■ Problem to work on:
Within the data below, state how many lines contain the string "would". Provide the number only.

Records with interface code
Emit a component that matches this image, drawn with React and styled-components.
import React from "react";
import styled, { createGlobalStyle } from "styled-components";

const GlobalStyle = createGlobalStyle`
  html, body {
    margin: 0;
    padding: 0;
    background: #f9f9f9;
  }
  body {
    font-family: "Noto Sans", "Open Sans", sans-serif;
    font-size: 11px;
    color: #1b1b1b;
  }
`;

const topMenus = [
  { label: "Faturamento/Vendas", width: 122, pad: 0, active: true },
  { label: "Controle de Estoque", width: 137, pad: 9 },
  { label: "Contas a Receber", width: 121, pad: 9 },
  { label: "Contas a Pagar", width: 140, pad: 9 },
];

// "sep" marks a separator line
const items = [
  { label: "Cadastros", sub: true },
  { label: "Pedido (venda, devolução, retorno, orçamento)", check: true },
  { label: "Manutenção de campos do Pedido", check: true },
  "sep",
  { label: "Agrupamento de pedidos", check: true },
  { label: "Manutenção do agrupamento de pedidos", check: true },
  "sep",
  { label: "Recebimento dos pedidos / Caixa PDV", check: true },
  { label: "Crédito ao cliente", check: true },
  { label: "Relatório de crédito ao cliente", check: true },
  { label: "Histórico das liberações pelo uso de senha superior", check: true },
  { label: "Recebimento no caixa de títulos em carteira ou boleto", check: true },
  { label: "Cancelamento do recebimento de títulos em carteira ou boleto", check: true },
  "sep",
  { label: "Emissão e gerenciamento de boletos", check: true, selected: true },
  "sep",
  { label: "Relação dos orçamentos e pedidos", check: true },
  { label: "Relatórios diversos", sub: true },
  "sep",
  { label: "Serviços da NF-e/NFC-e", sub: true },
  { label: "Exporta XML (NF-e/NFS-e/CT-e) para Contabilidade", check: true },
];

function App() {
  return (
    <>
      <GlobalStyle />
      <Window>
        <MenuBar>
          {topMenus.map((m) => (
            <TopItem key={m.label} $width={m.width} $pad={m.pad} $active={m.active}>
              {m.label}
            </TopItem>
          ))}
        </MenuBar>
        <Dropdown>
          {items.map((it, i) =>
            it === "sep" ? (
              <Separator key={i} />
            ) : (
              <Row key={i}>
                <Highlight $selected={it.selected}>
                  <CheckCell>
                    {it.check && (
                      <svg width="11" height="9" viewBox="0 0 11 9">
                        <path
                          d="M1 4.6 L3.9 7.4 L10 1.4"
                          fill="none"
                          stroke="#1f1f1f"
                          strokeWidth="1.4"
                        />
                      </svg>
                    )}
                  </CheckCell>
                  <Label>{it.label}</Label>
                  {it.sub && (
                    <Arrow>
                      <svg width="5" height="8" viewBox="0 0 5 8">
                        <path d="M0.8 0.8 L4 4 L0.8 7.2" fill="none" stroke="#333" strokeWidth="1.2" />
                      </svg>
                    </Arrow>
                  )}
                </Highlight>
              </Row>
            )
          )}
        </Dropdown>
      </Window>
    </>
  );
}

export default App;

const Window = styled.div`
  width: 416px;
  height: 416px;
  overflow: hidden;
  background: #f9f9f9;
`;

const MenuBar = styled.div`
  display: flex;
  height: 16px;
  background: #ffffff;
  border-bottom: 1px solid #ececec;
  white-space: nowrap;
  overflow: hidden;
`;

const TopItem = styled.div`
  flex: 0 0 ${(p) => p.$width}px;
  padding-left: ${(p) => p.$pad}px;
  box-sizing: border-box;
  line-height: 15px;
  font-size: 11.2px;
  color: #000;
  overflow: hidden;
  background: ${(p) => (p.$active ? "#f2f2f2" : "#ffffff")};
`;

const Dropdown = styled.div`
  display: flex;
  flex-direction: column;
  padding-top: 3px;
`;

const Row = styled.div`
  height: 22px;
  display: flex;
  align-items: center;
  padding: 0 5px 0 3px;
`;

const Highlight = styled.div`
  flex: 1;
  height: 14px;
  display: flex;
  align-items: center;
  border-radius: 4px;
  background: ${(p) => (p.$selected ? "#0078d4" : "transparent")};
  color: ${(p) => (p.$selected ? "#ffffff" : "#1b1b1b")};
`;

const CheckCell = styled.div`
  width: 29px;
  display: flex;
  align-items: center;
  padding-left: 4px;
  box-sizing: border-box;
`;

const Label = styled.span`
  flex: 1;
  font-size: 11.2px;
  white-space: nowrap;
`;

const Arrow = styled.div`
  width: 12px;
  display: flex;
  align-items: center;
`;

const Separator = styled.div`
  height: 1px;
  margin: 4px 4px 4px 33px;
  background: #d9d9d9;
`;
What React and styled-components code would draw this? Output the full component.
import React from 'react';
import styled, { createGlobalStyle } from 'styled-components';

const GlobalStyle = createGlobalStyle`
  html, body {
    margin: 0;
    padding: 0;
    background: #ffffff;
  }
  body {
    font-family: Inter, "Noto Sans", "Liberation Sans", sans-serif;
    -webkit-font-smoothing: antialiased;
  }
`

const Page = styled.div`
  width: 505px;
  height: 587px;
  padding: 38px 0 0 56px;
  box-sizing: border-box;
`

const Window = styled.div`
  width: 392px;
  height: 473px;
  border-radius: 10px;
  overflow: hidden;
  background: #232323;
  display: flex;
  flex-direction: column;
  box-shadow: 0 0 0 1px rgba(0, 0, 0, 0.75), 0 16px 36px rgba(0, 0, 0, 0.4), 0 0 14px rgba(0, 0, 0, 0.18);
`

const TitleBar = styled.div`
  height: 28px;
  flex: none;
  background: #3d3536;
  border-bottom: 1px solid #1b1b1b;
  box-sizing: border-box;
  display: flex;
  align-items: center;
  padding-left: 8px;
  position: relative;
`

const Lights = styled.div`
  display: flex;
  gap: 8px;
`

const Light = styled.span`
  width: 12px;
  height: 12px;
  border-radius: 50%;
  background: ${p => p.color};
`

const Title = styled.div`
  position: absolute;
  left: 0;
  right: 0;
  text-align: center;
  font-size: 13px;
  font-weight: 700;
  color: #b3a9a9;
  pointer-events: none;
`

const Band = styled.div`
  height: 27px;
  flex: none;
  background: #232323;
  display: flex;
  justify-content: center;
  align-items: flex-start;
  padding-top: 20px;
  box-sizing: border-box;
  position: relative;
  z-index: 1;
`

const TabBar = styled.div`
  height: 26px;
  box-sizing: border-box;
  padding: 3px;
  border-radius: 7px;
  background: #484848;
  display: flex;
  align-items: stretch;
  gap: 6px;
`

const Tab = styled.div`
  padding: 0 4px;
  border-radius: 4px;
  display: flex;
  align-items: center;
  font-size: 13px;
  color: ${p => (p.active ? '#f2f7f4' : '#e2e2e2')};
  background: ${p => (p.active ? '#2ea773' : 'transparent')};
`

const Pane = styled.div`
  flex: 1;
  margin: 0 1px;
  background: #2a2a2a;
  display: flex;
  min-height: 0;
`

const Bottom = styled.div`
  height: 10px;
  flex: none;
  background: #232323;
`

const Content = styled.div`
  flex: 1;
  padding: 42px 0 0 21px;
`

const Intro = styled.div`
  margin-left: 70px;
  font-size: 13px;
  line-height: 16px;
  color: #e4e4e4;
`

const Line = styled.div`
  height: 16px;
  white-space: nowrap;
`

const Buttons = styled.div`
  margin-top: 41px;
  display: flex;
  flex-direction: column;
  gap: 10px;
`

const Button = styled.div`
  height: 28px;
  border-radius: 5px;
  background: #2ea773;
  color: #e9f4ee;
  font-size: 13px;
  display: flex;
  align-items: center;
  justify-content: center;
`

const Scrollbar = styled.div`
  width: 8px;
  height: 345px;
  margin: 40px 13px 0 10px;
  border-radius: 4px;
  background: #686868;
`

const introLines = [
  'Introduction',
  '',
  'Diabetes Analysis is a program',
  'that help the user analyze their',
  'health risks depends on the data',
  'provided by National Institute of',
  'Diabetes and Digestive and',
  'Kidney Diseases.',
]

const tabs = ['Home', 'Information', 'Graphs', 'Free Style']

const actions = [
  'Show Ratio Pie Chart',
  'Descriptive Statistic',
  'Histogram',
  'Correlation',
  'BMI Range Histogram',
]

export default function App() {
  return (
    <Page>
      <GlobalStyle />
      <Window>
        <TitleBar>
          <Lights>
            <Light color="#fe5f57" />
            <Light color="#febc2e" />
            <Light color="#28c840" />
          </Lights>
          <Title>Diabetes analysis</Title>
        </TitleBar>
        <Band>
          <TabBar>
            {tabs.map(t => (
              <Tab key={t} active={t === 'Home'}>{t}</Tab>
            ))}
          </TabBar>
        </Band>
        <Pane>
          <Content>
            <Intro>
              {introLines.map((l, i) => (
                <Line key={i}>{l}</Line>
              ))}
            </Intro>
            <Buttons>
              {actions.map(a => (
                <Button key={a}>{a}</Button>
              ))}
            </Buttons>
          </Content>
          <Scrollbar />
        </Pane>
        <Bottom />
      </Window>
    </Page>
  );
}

...

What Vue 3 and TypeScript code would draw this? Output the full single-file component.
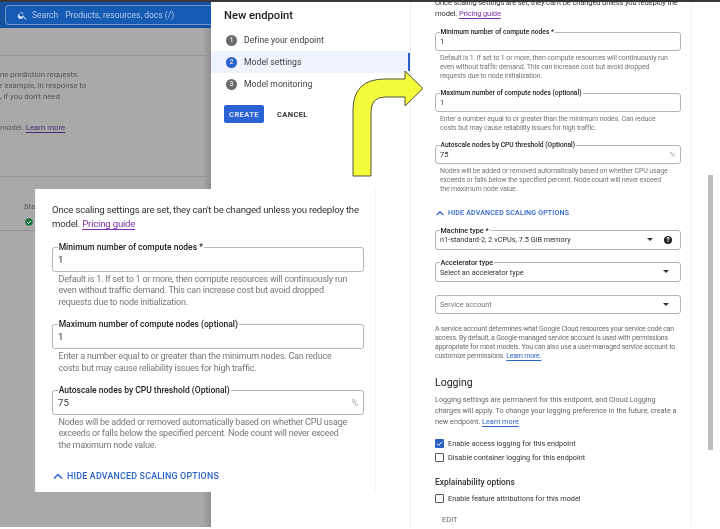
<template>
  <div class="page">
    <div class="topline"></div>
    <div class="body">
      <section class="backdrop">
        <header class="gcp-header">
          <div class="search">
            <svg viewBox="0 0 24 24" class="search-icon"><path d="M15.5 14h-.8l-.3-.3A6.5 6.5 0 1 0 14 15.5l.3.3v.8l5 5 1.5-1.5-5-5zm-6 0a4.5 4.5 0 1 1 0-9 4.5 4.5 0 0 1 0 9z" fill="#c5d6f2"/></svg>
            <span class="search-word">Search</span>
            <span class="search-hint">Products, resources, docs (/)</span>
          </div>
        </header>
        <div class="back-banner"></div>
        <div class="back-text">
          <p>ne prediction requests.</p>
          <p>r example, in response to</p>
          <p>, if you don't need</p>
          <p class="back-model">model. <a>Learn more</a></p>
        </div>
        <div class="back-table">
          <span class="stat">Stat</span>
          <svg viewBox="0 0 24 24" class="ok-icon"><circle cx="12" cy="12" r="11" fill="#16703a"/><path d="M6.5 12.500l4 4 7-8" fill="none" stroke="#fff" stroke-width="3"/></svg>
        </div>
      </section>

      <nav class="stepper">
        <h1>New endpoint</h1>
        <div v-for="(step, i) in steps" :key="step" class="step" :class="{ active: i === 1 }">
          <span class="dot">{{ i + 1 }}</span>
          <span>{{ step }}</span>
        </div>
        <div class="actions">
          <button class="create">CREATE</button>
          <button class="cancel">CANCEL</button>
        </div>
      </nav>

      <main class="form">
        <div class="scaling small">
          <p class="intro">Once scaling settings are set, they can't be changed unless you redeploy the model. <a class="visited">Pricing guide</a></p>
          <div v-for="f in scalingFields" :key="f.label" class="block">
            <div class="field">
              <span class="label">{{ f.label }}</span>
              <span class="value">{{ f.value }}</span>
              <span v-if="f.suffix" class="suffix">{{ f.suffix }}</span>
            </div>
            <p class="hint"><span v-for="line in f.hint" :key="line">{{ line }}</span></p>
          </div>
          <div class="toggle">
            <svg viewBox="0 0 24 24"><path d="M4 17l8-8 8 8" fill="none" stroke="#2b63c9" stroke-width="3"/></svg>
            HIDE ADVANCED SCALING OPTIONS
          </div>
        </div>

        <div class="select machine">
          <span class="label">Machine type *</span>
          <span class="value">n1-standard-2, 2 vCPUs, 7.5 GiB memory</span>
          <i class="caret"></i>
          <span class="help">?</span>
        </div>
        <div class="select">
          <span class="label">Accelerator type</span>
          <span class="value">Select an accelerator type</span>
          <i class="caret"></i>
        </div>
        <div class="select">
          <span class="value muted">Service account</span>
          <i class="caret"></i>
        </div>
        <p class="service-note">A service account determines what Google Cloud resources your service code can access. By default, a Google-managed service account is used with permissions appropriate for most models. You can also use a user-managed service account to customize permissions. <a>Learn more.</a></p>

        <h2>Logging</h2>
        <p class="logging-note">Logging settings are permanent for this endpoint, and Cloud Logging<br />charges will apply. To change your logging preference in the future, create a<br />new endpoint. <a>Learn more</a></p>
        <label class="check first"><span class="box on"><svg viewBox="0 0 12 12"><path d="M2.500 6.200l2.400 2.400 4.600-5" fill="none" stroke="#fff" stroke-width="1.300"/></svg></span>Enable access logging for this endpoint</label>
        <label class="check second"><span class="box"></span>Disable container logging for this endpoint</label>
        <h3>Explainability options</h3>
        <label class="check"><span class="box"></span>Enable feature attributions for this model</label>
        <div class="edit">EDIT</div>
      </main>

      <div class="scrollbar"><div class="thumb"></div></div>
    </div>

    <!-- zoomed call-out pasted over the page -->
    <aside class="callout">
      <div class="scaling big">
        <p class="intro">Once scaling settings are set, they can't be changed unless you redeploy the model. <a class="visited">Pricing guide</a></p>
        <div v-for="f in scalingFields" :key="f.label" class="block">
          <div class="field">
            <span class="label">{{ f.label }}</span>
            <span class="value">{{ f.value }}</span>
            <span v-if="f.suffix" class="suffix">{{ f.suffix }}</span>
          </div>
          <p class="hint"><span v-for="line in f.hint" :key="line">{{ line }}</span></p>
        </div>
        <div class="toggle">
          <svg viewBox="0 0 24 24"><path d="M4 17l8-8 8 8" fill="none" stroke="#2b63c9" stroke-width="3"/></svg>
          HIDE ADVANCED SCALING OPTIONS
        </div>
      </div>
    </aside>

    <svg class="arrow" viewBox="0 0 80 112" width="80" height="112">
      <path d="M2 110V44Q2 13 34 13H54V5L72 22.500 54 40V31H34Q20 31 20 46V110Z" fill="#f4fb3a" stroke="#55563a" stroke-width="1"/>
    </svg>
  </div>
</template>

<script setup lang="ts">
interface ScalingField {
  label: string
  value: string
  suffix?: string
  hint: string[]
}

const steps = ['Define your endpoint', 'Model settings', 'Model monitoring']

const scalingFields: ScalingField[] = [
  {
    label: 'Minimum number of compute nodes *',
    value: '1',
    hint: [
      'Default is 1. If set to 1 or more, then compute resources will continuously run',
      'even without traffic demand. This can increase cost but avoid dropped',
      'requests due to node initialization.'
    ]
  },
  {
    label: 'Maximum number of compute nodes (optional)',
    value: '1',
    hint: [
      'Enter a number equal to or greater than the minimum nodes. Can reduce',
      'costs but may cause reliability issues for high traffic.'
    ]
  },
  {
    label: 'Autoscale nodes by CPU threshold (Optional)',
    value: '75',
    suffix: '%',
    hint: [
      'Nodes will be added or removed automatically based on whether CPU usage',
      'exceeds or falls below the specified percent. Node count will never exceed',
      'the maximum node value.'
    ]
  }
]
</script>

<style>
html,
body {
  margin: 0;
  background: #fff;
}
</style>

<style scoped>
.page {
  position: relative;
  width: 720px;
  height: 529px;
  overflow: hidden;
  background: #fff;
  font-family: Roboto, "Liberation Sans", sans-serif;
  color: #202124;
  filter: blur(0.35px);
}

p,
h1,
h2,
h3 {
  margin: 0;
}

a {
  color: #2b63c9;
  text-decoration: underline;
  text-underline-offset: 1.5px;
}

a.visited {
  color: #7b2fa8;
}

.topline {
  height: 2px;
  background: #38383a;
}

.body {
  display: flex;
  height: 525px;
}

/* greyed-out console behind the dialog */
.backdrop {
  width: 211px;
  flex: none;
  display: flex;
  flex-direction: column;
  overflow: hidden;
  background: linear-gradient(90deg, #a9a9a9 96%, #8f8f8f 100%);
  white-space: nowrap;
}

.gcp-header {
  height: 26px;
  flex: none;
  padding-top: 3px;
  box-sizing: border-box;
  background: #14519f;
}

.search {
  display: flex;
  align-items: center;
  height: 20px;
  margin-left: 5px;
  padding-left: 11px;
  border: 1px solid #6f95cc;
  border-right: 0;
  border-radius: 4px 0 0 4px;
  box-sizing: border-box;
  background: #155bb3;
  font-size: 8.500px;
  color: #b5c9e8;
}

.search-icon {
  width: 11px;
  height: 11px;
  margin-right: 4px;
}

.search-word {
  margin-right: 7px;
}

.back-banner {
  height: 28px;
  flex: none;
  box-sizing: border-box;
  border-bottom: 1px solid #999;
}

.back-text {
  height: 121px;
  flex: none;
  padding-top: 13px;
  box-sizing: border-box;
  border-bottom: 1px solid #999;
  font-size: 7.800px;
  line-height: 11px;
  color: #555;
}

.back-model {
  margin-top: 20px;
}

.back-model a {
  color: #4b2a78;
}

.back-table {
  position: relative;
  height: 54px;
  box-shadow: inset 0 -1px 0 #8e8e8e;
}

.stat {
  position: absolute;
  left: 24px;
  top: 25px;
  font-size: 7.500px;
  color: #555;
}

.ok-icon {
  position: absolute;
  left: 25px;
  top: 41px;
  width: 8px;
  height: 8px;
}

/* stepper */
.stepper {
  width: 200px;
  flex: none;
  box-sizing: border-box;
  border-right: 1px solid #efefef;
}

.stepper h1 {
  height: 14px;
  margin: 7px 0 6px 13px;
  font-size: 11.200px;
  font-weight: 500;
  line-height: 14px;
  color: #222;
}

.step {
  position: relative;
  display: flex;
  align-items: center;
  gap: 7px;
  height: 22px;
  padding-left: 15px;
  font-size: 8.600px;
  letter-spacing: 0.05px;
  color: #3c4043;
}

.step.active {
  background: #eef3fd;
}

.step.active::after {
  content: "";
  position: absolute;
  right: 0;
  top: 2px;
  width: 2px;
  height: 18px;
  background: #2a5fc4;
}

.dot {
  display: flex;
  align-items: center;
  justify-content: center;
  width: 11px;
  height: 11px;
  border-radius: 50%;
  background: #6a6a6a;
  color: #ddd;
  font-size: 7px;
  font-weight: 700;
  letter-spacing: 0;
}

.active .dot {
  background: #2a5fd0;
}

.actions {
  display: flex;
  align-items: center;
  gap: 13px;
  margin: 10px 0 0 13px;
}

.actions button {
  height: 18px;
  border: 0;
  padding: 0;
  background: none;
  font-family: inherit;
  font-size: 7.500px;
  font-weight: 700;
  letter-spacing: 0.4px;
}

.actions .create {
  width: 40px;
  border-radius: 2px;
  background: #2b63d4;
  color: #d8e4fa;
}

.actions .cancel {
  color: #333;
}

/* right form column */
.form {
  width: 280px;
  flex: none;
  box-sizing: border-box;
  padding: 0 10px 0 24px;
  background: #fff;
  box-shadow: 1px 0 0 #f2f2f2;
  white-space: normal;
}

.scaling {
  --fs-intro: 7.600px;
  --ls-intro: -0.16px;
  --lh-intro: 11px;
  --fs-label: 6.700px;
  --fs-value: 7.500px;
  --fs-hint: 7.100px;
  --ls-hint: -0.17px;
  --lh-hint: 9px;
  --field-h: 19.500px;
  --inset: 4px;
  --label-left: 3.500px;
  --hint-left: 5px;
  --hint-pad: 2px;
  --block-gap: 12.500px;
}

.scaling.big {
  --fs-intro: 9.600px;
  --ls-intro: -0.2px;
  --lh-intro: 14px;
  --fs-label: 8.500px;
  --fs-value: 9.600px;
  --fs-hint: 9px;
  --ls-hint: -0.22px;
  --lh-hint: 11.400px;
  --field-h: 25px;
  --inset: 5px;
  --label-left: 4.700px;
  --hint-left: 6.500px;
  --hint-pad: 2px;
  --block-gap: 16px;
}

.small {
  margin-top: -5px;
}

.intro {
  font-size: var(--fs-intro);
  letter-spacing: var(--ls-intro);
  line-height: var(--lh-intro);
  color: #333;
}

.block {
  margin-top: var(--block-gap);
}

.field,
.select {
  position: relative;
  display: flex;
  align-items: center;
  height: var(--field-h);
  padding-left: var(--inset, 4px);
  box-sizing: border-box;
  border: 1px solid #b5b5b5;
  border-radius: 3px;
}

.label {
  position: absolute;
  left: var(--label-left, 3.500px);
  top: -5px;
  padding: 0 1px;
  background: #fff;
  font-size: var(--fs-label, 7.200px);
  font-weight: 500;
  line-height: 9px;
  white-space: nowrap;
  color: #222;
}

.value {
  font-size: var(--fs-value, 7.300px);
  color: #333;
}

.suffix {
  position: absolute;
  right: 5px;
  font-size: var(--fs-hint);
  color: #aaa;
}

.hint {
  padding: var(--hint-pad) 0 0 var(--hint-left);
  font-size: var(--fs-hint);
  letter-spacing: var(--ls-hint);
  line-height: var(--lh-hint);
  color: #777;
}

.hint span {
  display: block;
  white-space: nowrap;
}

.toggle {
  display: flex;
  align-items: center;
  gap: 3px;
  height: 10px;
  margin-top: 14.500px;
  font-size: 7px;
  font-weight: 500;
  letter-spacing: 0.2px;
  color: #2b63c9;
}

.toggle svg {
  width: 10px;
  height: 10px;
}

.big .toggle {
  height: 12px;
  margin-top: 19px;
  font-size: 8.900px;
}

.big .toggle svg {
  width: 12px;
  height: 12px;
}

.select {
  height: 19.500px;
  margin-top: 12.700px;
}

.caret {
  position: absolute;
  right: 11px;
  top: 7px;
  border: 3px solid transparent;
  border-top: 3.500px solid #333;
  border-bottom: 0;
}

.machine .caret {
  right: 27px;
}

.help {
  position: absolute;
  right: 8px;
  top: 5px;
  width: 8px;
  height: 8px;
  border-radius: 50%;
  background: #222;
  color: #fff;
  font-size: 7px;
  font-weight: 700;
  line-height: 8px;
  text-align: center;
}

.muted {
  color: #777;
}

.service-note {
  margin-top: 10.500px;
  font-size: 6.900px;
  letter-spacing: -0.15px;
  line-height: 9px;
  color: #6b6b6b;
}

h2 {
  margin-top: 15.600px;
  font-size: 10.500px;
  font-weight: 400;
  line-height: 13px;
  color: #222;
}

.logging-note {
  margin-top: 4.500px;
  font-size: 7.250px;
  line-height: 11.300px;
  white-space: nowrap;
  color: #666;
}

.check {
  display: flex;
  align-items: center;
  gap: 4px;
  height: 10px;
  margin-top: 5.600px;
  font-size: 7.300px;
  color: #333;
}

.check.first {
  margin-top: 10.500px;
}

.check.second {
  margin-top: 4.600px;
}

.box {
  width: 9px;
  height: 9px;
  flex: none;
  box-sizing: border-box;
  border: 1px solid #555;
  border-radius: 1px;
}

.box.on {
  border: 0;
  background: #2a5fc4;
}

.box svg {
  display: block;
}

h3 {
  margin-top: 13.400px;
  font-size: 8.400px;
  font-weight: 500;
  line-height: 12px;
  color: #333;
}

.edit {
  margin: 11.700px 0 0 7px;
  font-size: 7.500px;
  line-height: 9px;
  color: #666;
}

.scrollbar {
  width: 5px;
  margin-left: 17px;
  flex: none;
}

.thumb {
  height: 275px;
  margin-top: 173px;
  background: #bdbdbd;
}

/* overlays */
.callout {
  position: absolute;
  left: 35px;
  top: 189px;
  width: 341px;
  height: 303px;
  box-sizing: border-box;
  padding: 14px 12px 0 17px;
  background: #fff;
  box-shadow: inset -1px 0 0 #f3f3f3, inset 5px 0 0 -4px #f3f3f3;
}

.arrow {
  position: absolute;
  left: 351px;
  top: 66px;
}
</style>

■ Solution to the exercise:
2